What is asked:
Find the lines holding "this" and copy them.

Information shown:
:::::
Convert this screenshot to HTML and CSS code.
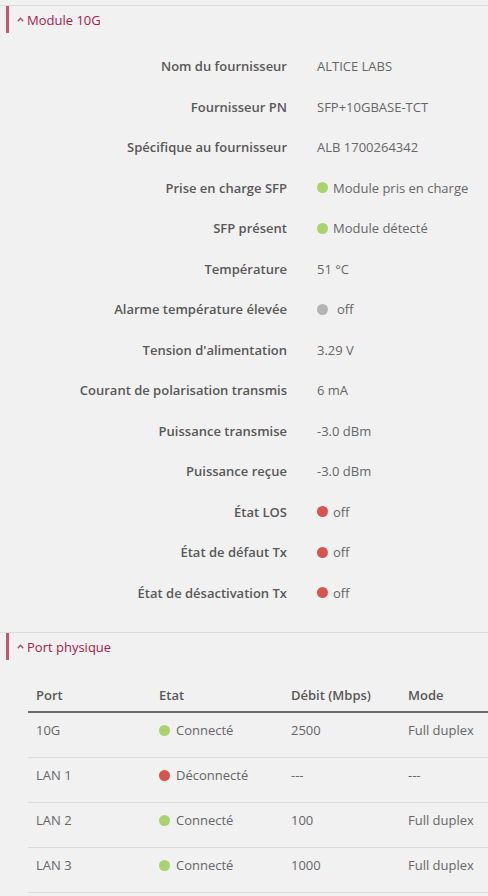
:::::
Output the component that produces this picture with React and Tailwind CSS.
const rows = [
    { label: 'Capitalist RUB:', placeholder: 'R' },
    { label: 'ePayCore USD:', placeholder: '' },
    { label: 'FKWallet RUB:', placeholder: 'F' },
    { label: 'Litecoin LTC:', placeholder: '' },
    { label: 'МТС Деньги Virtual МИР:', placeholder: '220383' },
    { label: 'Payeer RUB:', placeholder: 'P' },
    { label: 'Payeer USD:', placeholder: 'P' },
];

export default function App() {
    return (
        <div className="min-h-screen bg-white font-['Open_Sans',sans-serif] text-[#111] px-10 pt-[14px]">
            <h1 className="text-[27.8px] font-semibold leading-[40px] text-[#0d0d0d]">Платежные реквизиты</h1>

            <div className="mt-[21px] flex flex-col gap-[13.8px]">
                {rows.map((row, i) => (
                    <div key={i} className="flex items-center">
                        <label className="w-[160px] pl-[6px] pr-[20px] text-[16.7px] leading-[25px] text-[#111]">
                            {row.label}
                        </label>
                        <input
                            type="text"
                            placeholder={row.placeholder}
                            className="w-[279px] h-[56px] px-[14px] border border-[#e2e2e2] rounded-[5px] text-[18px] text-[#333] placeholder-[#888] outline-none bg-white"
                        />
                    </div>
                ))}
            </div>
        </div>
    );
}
:::::
Task response:
Convert this screenshot to HTML and CSS code.
Output the component that produces this picture with React and Tailwind CSS.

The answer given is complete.